6 each red bell peppers 2 Tbs unsalted butter 1 each large Spanish onion, chopped 2 each celery stalks, chopped 2 tsp dried thyme leaves 2 each bay leaves 2 tsp kosher salt 1/4 tsp cayenne 6 cups vegetable broth 1 each bunch basil, stems tied together, leaves chopped 1 cup heavy cream 3 cloves cloves

Preparation

Preheat the broiler. Place the red peppers under the broiler, 4 inches from the heat source, and char on all sides (or roast peppers over the flame of a gas burner). When blackened on all sides, remove from the broiler and place in a paper bag for 5 minutes to steam. Remove them from the bag, peel the charred skin, halve, seed, and chop into 1/2-inch pieces; set aside.
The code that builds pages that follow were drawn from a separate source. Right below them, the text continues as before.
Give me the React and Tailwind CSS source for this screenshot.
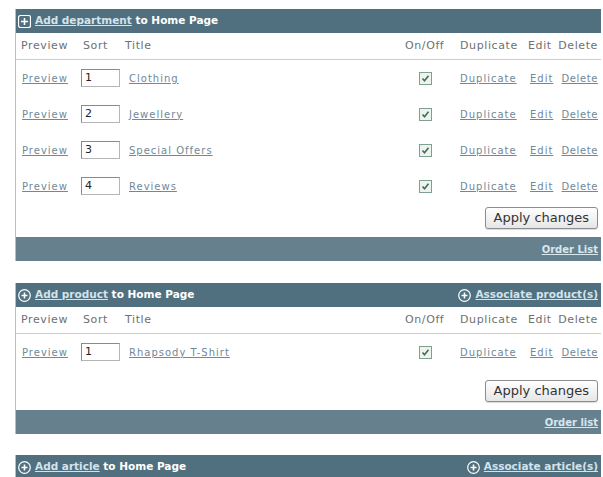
import React from "react";

const font = { fontFamily: '"DejaVu Sans", Verdana, sans-serif' };

function SquarePlus() {
  return (
    <svg width="13" height="13" viewBox="0 0 13 13" className="shrink-0">
      <rect x="0.5" y="0.5" width="12" height="12" rx="2" fill="none" stroke="#ffffff" strokeWidth="1.2" />
      <path d="M6.5 3v7M3 6.5h7" stroke="#ffffff" strokeWidth="1.6" />
    </svg>
  );
}

function CirclePlus() {
  return (
    <svg width="13" height="13" viewBox="0 0 13 13" className="shrink-0">
      <circle cx="6.5" cy="6.5" r="5.8" fill="none" stroke="#ffffff" strokeWidth="1.2" />
      <path d="M6.5 3.5v6M3.5 6.5h6" stroke="#ffffff" strokeWidth="1.6" />
    </svg>
  );
}

function Check() {
  return (
    <div className="w-[13px] h-[13px] border border-[#7f9f8f] bg-[#eef3ef] flex items-center justify-center">
      <svg width="9" height="9" viewBox="0 0 9 9">
        <path d="M1.5 4.5l2 2.2 4-5" fill="none" stroke="#3f6f55" strokeWidth="1.6" />
      </svg>
    </div>
  );
}

function Link({ children }) {
  return <span className="underline tracking-[1px] text-[#7188986]">{children}</span>;
}

function Row({ n, title }) {
  return (
    <div className="flex items-center h-[36px] text-[10px] text-[#718898]">
      <div className="w-[65px] pl-[6px]">
        <span className="underline tracking-[1px]">Preview</span>
      </div>
      <div className="w-[48px]">
        <div className="w-[39px] h-[18px] border border-[#b5b5b5] border-t-[#8a8a8a] border-l-[#8a8a8a] bg-white text-[11px] leading-[16px] pl-[3px] text-[#222]">
          {n}
        </div>
      </div>
      <div className="flex-1">
        <span className="underline tracking-[1px]">{title}</span>
      </div>
      <div className="w-[41px] flex justify-center">
        <Check />
      </div>
      <div className="w-[84px] pl-[14px]">
        <span className="underline tracking-[1px]">Duplicate</span>
      </div>
      <div className="w-[24px]">
        <span className="underline tracking-[1px]">Edit</span>
      </div>
      <div className="w-[44px] text-right">
        <span className="underline tracking-[0.6px]">Delete</span>
      </div>
      <div className="w-[3px]" />
    </div>
  );
}

function ColumnHeads() {
  return (
    <div className="flex items-center h-[27px] border-b border-[#c9cdd0] text-[11px] tracking-[0.6px] text-[#707070]">
      <div className="w-[67px] pl-[5px]">Preview</div>
      <div className="w-[42px]">Sort</div>
      <div className="flex-1">Title</div>
      <div className="w-[55px]">On/Off</div>
      <div className="w-[68px]">Duplicate</div>
      <div className="w-[26px]">Edit</div>
      <div className="w-[44px] text-right">Delete</div>
      <div className="w-[3px]" />
    </div>
  );
}

function HeadBar({ icon, what, right }) {
  return (
    <div className="h-[24px] bg-[#50707f] flex items-center justify-between pl-[2px] pr-[3px] text-[10.5px] font-bold text-white">
      <div className="flex items-center gap-[4px]">
        {icon}
        <span>
          <span className="underline text-[#d3e3ec]">{what}</span> to Home Page
        </span>
      </div>
      {right && (
        <div className="flex items-center gap-[4px]">
          <CirclePlus />
          <span className="underline text-[#d3e3ec]">{right}</span>
        </div>
      )}
    </div>
  );
}

function Panel({ icon, what, right, rows, footer, buttonTop }) {
  return (
    <div className="border-l border-[#b9bfc3] bg-white">
      <HeadBar icon={icon} what={what} right={right} />
      <ColumnHeads />
      <div>
        {rows.map((r) => (
          <Row key={r[0]} n={r[0]} title={r[1]} />
        ))}
      </div>
      <div className={"flex justify-end pr-[3px] pb-[8px] " + buttonTop}>
        <button className="h-[22px] px-[8px] rounded-[3px] border border-[#8d8d8d] bg-gradient-to-b from-white to-[#e6e6e6] text-[13px] leading-[20px] text-[#333] shadow-[0_1px_1px_rgba(0,0,0,0.15)]">
          Apply changes
        </button>
      </div>
      <div className="h-[24px] bg-[#66808e] flex items-center justify-end pr-[3px] text-[10px] font-bold">
        <span className="underline text-[#d8e6ee]">{footer}</span>
      </div>
    </div>
  );
}

export default function App() {
  return (
    <div className="w-[603px] h-[477px] overflow-hidden bg-white pl-[15px] pr-[2px] pt-[9px]" style={font}>
      <Panel
        icon={<SquarePlus />}
        what="Add department"
        rows={[
          ["1", "Clothing"],
          ["2", "Jewellery"],
          ["3", "Special Offers"],
          ["4", "Reviews"],
        ]}
        footer="Order List"
        buttonTop="pt-[3px]"
      />
      <div className="h-[22px]" />
      <Panel
        icon={<CirclePlus />}
        what="Add product"
        right="Associate product(s)"
        rows={[["1", "Rhapsody T-Shirt"]]}
        footer="Order list"
        buttonTop="pt-[10px]"
      />
      <div className="h-[21px]" />
      <div className="border-l border-[#b9bfc3]">
        <HeadBar icon={<CirclePlus />} what="Add article" right="Associate article(s)" />
      </div>
    </div>
  );
}
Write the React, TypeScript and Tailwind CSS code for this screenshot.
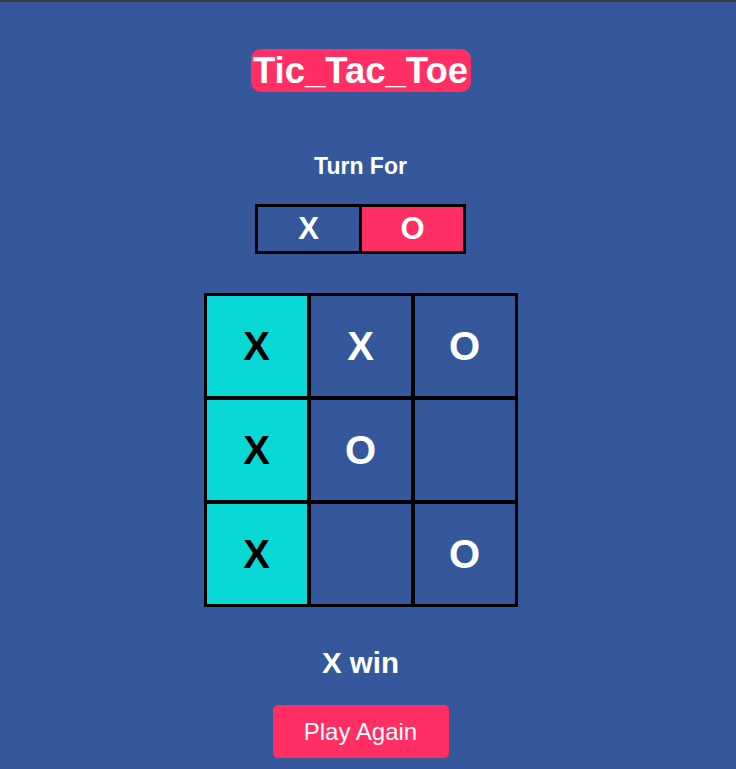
import React from "react";

type Cell = "X" | "O" | "";

const board: Cell[] = ["X", "X", "O", "X", "O", "", "X", "", "O"];
const winLine = [0, 3, 6];

function App() {
    return (
        <div className="min-h-screen w-full bg-[#35579c] font-['Liberation_Sans',Arial,sans-serif] text-white">
            <div className="h-[2px] w-full bg-[#3c3c3c]" />
            <div className="w-[721px] flex flex-col items-center">
                <h1 className="mt-[47px] w-[220px] h-[43px] rounded-[10px] bg-[#ff2e63] text-center text-[36.5px] leading-[43px] font-bold">
                    Tic_Tac_Toe
                </h1>

                <p className="mt-[63px] text-[23px] leading-[23px] font-bold">Turn For</p>

                <div className="mt-[26px] flex border-[3px] border-black">
                    <div className="w-[104px] h-[44px] flex items-center justify-center border-r-[3px] border-black text-[31px] font-bold">
                        X
                    </div>
                    <div className="w-[101px] h-[44px] flex items-center justify-center bg-[#ff2e63] text-[31px] font-bold">
                        O
                    </div>
                </div>

                <div className="mt-[39px] grid grid-cols-3 border border-black">
                    {board.map((value, i) => (
                        <div
                            key={i}
                            className={`w-[104px] h-[104px] border-2 border-black flex items-center justify-center text-[40px] font-bold ${
                                winLine.includes(i) ? "bg-[#08d9d6] text-black" : "text-white"
                            }`}
                        >
                            {value}
                        </div>
                    ))}
                </div>

                <p className="mt-[41px] text-[29.5px] leading-[30px] font-bold">X win</p>

                <button className="mt-[27px] w-[176px] h-[53px] rounded-[5px] bg-[#ff2e63] text-[24px] text-white">
                    Play Again
                </button>
            </div>
        </div>
    );
}

export default App;
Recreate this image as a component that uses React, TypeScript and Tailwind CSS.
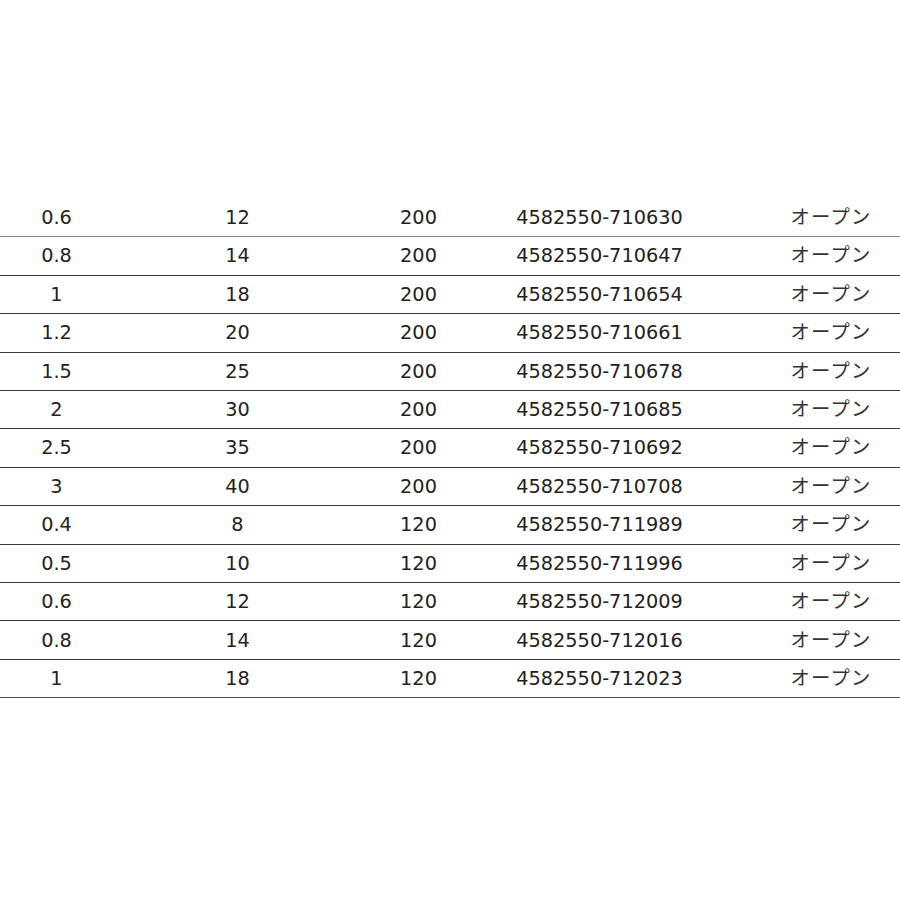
import React from "react";

const rows: [string, string, string, string][] = [
  ["0.6", "12", "200", "4582550-710630"],
  ["0.8", "14", "200", "4582550-710647"],
  ["1", "18", "200", "4582550-710654"],
  ["1.2", "20", "200", "4582550-710661"],
  ["1.5", "25", "200", "4582550-710678"],
  ["2", "30", "200", "4582550-710685"],
  ["2.5", "35", "200", "4582550-710692"],
  ["3", "40", "200", "4582550-710708"],
  ["0.4", "8", "120", "4582550-711989"],
  ["0.5", "10", "120", "4582550-711996"],
  ["0.6", "12", "120", "4582550-712009"],
  ["0.8", "14", "120", "4582550-712016"],
  ["1", "18", "120", "4582550-712023"],
];

export default function App() {
  return (
    <div className="w-[900px] h-[900px] overflow-hidden bg-white">
      <div
        className="mt-[199px] ml-[-34px] w-[1006px] text-[19.3px] text-[#222]"
        style={{ fontFamily: '"DejaVu Sans", "Noto Sans CJK JP", sans-serif' }}
      >
        {rows.map((r, i) => (
          <div
            key={i}
            className={
              "flex items-center h-[38.42px] border-b " +
              (i === 0 ? "border-[#8a8a8a]" : i === rows.length - 1 ? "border-[#555]" : "border-[#3a3a3a]")
            }
          >
            <div className="w-[181px] text-center leading-none">{r[0]}</div>
            <div className="w-[181px] text-center leading-none">{r[1]}</div>
            <div className="w-[181px] text-center leading-none">{r[2]}</div>
            <div className="w-[181px] text-center leading-none">{r[3]}</div>
            <div className="w-[282px] text-center leading-none tracking-[1.2px] text-[#333]">オープン</div>
          </div>
        ))}
      </div>
    </div>
  );
}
Heat the butter in a large stockpot over medium heat. Add the onion and celery and sweat for 4 minutes, until tender. Add the thyme, bay leaves, salt, and cayenne and stir to coat the vegetables. Add 1/2 of the chopped red peppers, the stock, and basil stems and bring the mixture to a boil. Reduce heat, partially cover, and simmer for 20 minutes. Meanwhile, combine the heavy cream and garlic in a small saucepan over medium heat. Simmer until the cream is reduced by half. Transfer the garlic cream to a blender, add the remaining roasted red peppers, and puree until smooth. Place the puree in a pot, stir, and heat through. Remove from the heat and stir in the basil leaves. To serve, remove the bay leaves and basil stems and ladle the soup into bowls.